Il caffè è molto più di un caffè, è sacra pausa, è tempo sospeso. Perché il caffè è luogo di incontro, casella postale, bacheca informativa, sala di lettura, zona di esposizione, campo politico, spazio di flirt, territorio di musica, oasi di relax, ambito culinario, salotto di conversazione.
Il caffè è bevanda e luogo sociale, democrazia e uguaglianza. C’una partecipazione che nasce attorno alla tazzina di caffè. Che unisce a prescindere dalle differenze di classe, di etnia. Chiunque è libero di entrare nel luogo sociale del caffè cioè il bar che si fa palestra di società, di condivisione, attorno alla tazzina.
Un rito immancabile, entrato pienamente nell’immaginario collettivo, nella nostra dimensione di comunità. Il bar e il caffè sono due elementi dello stesso spettacolo. L’uno ne rappresenta il teatro e negli anni viene arredato e organizzato per offrire la scenografia perfetta per il protagonista, cioè l’altro, il caffè espresso.
Il banco del caffè – ha scritto il sociologo Massimo Cerulo – rappresenta la socialità italiana, che è un po’ come l’onda del mare, lambisce e si ritira, si apre e si chiude. Il bancone del bar è una linea di confine che permette di incontrare il barista e gli altri frequentatori se lo vogliamo, ma ci consente anche di restare chiusi nel nostro privato, concentrarci sul consumo veloce in tre-quattro minuti, se non siamo in cerca di socialità. Possiamo diventare tutt’uno col banco, stanziali, a caccia di socievolezza. Alimentiamo la nostra sfera pubblica, costruiamo capitale sociale: il caffè al banco diventa motore di pettegolezzo. Immaginiamo il bar di provincia, ma non solo, che mette in scena lo spettacolo dei personaggi da bancone.

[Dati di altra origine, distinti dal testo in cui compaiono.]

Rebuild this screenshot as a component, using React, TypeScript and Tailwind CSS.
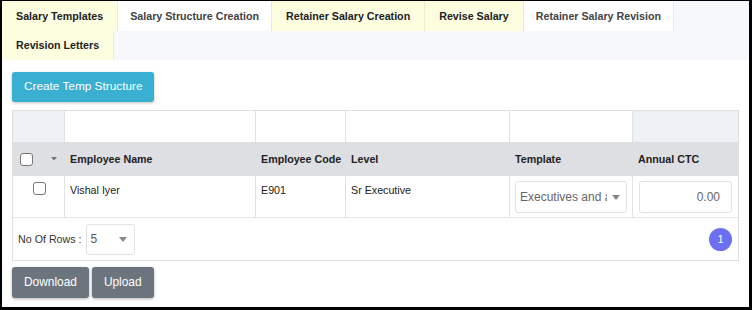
const tabs = [
  { label: "Salary Templates", active: false },
  { label: "Salary Structure Creation", active: true },
  { label: "Retainer Salary Creation", active: false },
  { label: "Revise Salary", active: false },
  { label: "Retainer Salary Revision", active: true },
];

const Caret = () => (
  <svg width="8" height="5" viewBox="0 0 8 5" className="shrink-0">
    <path d="M0 0 L8 0 L4 5 Z" fill="#888" />
  </svg>
);

const Checkbox = () => (
  <span className="inline-block w-[13px] h-[13px] rounded-[3px] border border-[#767676] bg-white" />
);

const cols = "grid grid-cols-[52px_191px_90px_164px_123px_1fr]";

const App = () => {
  return (
    <div
      className="w-[752px] h-[310px] bg-white border-black border-t-[1px] border-l-[2px] border-r-[3px] border-b-[3px] overflow-hidden"
      style={{ fontFamily: '"Liberation Sans", Arial, sans-serif' }}
    >
      {/* tabs */}
      <div className="bg-[#f7f8fc] h-[59px] flex flex-wrap content-start text-[10.7px] font-bold text-[#222]">
        {tabs.map((t) => (
          <div
            key={t.label}
            className={`h-[30px] flex items-center border-r border-[#ecebd0] ${
              t.active ? "bg-white text-[#444] px-[12px]" : "bg-[#fdfde0] px-[14px]"
            }`}
          >
            {t.label}
          </div>
        ))}
        <div className="w-full h-0" />
        <div className="h-[29px] px-[14px] flex items-center bg-[#fdfde0] border-r border-[#ecebd0]">
          Revision Letters
        </div>
      </div>

      <div className="px-[10px] pt-[12px]">
        <button className="h-[30px] px-[12px] bg-[#39afd2] text-white text-[11.8px] rounded-[3px] shadow-[0_1px_3px_rgba(0,0,0,0.25)]">
          Create Temp Structure
        </button>

        <div className="mt-[8px] border border-[#dedede] text-[10.7px] text-[#222]">
          {/* filter row */}
          <div className={`${cols} h-[31px]`}>
            <div className="bg-[#eef1f6] border-r border-[#e2e2e2]" />
            <div className="border-r border-[#e2e2e2]" />
            <div className="border-r border-[#e2e2e2]" />
            <div className="border-r border-[#e2e2e2]" />
            <div className="border-r border-[#e2e2e2]" />
            <div className="bg-[#eef1f6]" />
          </div>
          {/* header row */}
          <div className={`${cols} h-[34px] bg-[#dedfe3] font-bold items-center`}>
            <div className="flex items-center pl-[7px] gap-[18px]">
              <Checkbox />
              <svg width="6" height="4" viewBox="0 0 6 4">
                <path d="M0 0 L6 0 L3 3.5 Z" fill="#777" />
              </svg>
            </div>
            <div className="pl-[5px]">Employee Name</div>
            <div className="pl-[5px] whitespace-nowrap">Employee Code</div>
            <div className="pl-[5px]">Level</div>
            <div className="pl-[5px]">Template</div>
            <div className="pl-[5px]">Annual CTC</div>
          </div>
          {/* data row */}
          <div className={`${cols} h-[42px] border-b border-[#e6e6e6]`}>
            <div className="border-r border-[#e2e2e2] flex justify-center pt-[6px] pl-[1px]">
              <Checkbox />
            </div>
            <div className="border-r border-[#e2e2e2] pl-[5px] pt-[6px]">Vishal Iyer</div>
            <div className="border-r border-[#e2e2e2] pl-[5px] pt-[6px]">E901</div>
            <div className="border-r border-[#e2e2e2] pl-[5px] pt-[6px]">Sr Executive</div>
            <div className="border-r border-[#e2e2e2] px-[5px] pt-[5px]">
              <div className="h-[32px] border border-[#e3e3e3] rounded-[3px] flex items-center pl-[4px] pr-[6px] gap-[5px] text-[12px] text-[#666]">
                <span className="overflow-hidden whitespace-nowrap flex-1">Executives and all</span>
                <Caret />
              </div>
            </div>
            <div className="px-[6px] pt-[5px]">
              <div className="h-[32px] border border-[#e3e3e3] rounded-[3px] flex items-center justify-end pr-[11px] text-[12px] text-[#666]">
                0.00
              </div>
            </div>
          </div>
          {/* footer */}
          <div className="h-[42px] flex items-center justify-between pl-[5px] pr-[6px]">
            <div className="flex items-center gap-[4px] text-[#333]">
              <span>No Of Rows :</span>
              <div className="w-[49px] h-[31px] border border-[#e3e3e3] rounded-[3px] flex items-center justify-between pl-[4px] pr-[7px] text-[12px] text-[#555]">
                <span>5</span>
                <Caret />
              </div>
            </div>
            <div className="w-[23px] h-[23px] rounded-full bg-[#6c70f0] text-white text-[11px] flex items-center justify-center">
              1
            </div>
          </div>
        </div>

        <div className="mt-[6px] flex gap-[3px]">
          <button className="h-[31px] px-[12px] bg-[#6c757d] text-white text-[11.9px] rounded-[3px] shadow-[0_1px_3px_rgba(0,0,0,0.3)]">
            Download
          </button>
          <button className="h-[31px] px-[12px] bg-[#6c757d] text-white text-[11.9px] rounded-[3px] shadow-[0_1px_3px_rgba(0,0,0,0.3)]">
            Upload
          </button>
        </div>
      </div>
    </div>
  );
};

export default App;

Ci manca già questo rito che offre certezza, rassicura, dà il senso di essere radicati nel un quotidiano. Il bar è un punto di riferimento con i suoi aromi, i suoi volti, gli arredi, i rumori. L’espresso ha glorificato il caffè, lo ha reso umano, lo ha reso parte del vivere umano, una sorta di amuleto profumato o di abbraccio conosciuto. In una fase come quella che stiamo vivendo, questo suo valore è ancora più forte e indispensabile. Diamo il benvenuto anche al caffè tra le nostalgie del tempo del coronavirus.